The Language of Magic


When magic words appear in books and other media, they’re usually either total nonsense or based on some dead language, often Latin. The common term “abracadabra” is thought to be based on Aramaic, with the phrase “Avra Kadavrai” meaning “I will create as my words,” at least according to Wikipedia. In the Harry Potter series, “Avada Kedavra” is the Killing Curse, probably playing on both the original Aramaic phrase and the Latin-derived word “cadaver.” There’s also been some speculation as to the origin of “hocus pocus,” but I couldn’t say which possibility is the most likely. In the Oz series and related books, magic words given seem to just be nonsense, as evidenced by Queen Zixi’s statement, “No one knows [what it means], and therefore it is a fine incantation.” There are, however, occasional mentions of a language of magic. There’s a reference to “the language of sorcery” in Glinda of Oz, and Ruth Plumly Thompson makes several references to Magic as a language. Would this be a language in which all words have magical power? Such might be the case. It reminds me of the Old Speech in Ursula LeGuin’s Earthsea books, in which all things are called by their true names, which in turn are the secret to magic. The idea of true names holding power was certainly not original with LeGuin; it was, for instance, quite common in ancient Egyptian magic. I don’t know that an entire language of true names was used prior to LeGuin’s books, however. Regardless, I’d be interested in knowing if the magic words we see in the Oz books, like “weaugh, teaugh, peaugh” to activate the Powder of Life, actually mean anything in the language of Magic.

This entry was posted in Harry Potter, L. Frank Baum, Oz, Oz Authors, Ruth Plumly Thompson and tagged , , , , , , , , , , . Bookmark the permalink.

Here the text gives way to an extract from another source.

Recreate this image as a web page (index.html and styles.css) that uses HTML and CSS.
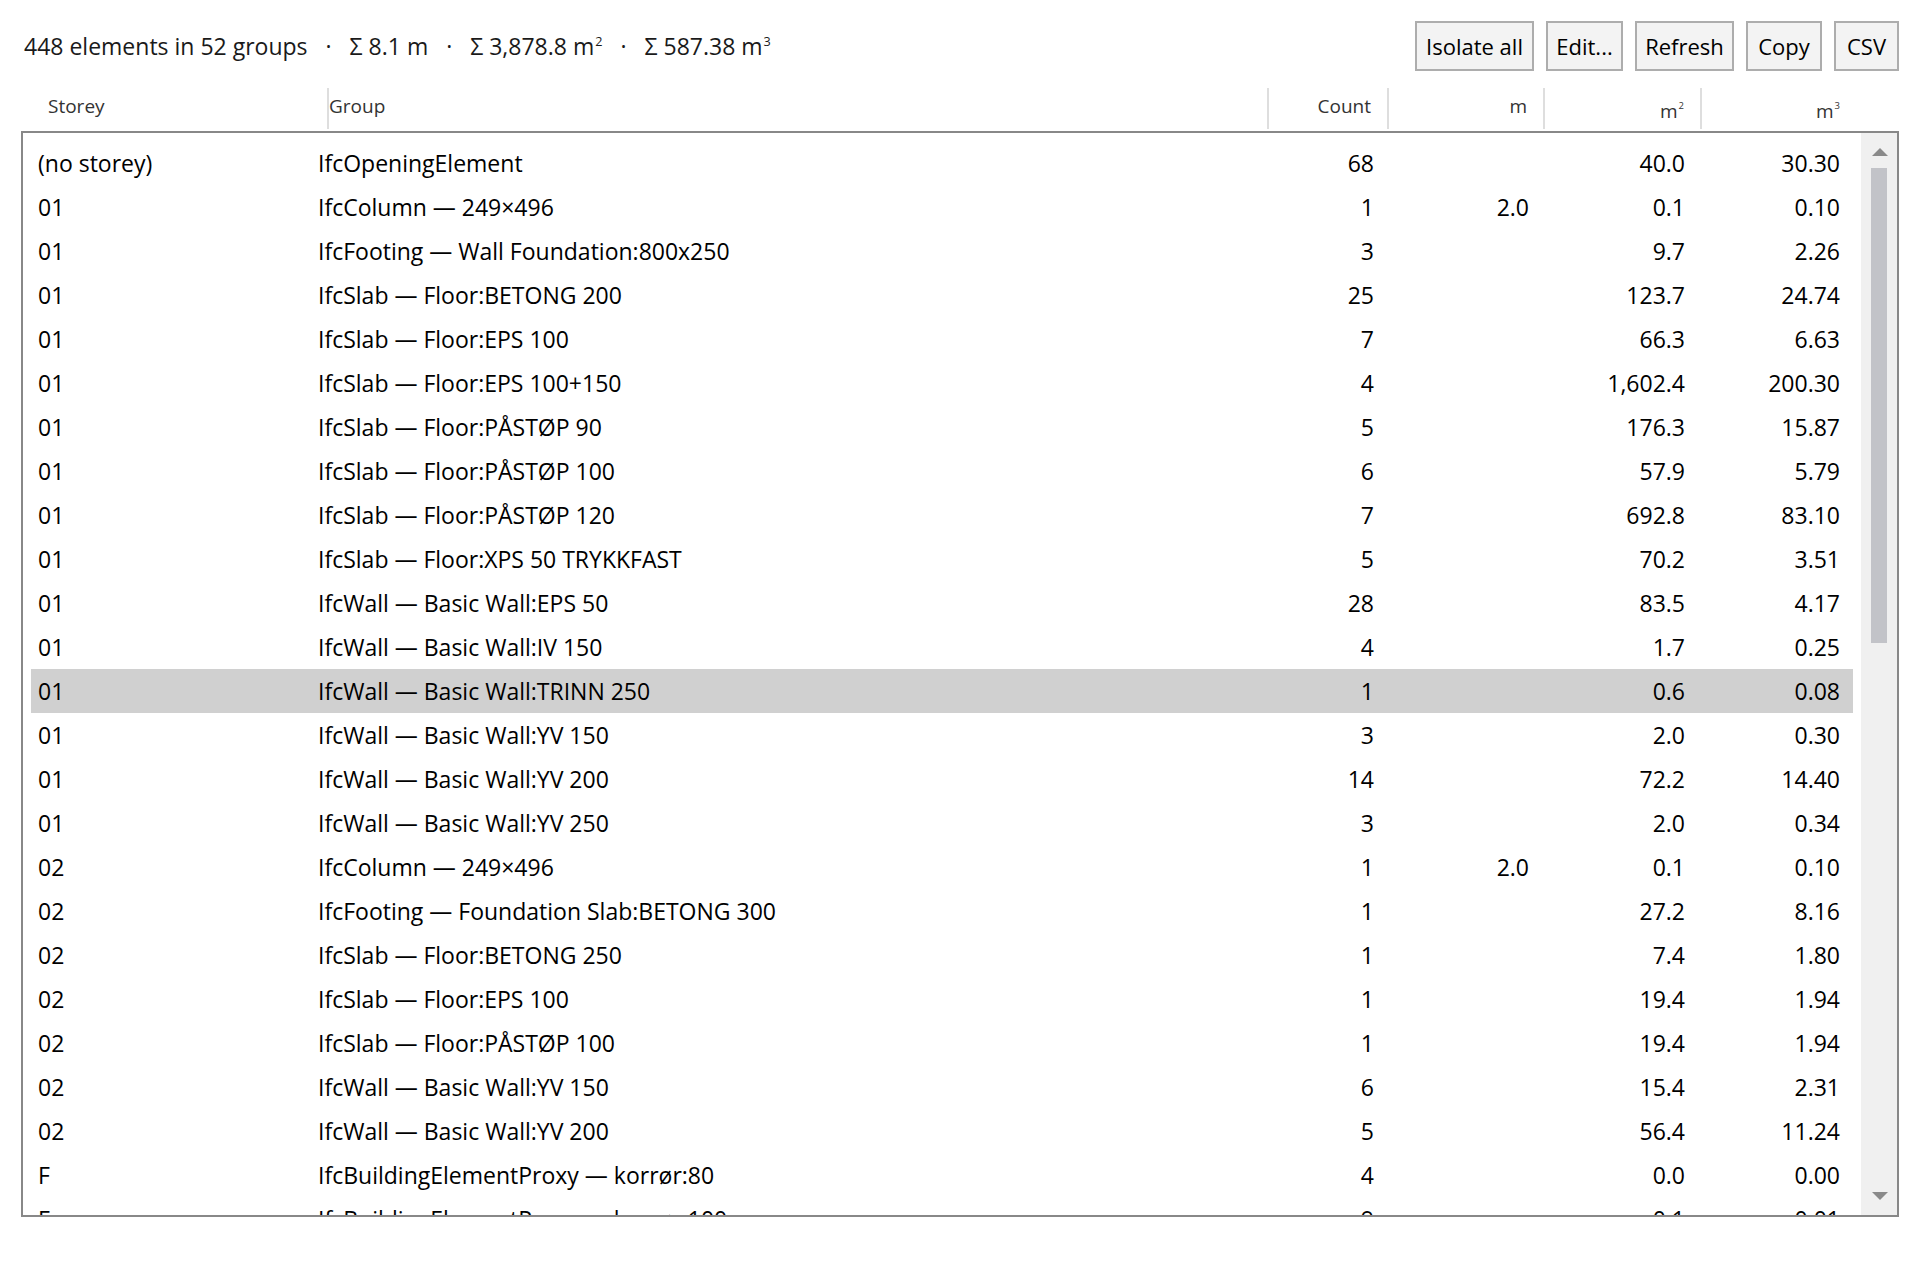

6 Responses to The Language of Magic

  1. Bryan Babel says:

    I remember reading somewhere long ago a short story about a class of children who, after reading “The Magic of Oz,” sit around trying to pronounce “Pyrzqxgl.” There is one who manages it, and the results for his tormenting classmates are harsh.

    • Bryan Babel says:

      Just looked it up. The story is “The Believing Kind” by Zenna Henderson, and it was a little girl who used the word.

    • Nathan says:

      I’ve heard of the story, but haven’t read it. There was also a short story in Oziana called “Much Ado About Kiki Aru,” in which it was revealed that Pyrzqxgl was the name of a fairy captured by the Wicked Witch of the East.